A lawsuit filed Friday in Los Angeles accuses Weiland of being chronically late to concerts while the group was together and having his lawyer attempt to interfere with the airplay of the group's new single "Out of Time."
Weiland and Stone Temple Pilots parted ways in February, and the 45-year-old singer said at the time that he learned of his ouster from a statement released to the media.
The lawsuit sheds light on the band's breakup, accusing Weiland of interacting with band mates only through lawyers or managers and showing up late to the group's 2012 shows.

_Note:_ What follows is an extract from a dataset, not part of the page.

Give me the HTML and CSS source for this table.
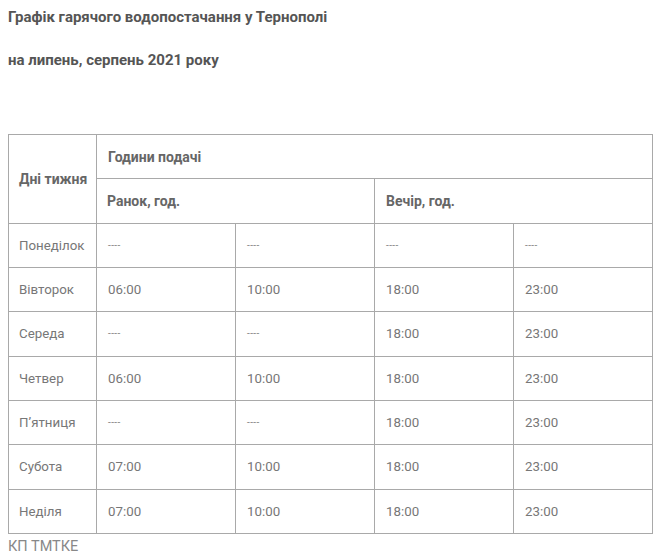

It cites Weiland's addiction struggles and poor performances as detriments to the band's earning potential.
FILE - In this Saturday, May 18, 2013 file photo, Stone Temple Pilots performs at the 2013 KROQ Weenie Roast at the Verizon Wireless Amphitheatre in Los Angeles. Stone Temple Pilots have accused the band’s former frontman Scott Weiland of hijacking its name and songs to promote his solo career. The lawsuit filed Friday, May 24, 2013, in Los Angeles accuses Weiland of being chronically late to concerts and interfering with the release of a new single by the group. (Photo by Katy Winn/Invision/AP, file)
"The band endured much strife and lost significant opportunities because of Weiland," the suit states.
In a message posted to his website Friday, Weiland said his former band mates shouldn't call themselves Stone Temple Pilots either.
"First of all they don't have the legal right to call themselves STP because I'm still a member of the band," he said. "And more importantly, they don't have the ethical right to call themselves Stone Temple Pilots because it's misleading and dishonest to the millions of fans that have followed us for so many years."
The suit claims the band owns the rights to the name Stone Temple Pilots, and the band's songs, copyrights and trademarks. Weiland has used many of the band's hits in his solo shows, the lawsuit states. The band wants a judge to block him from even calling himself a former member of the band.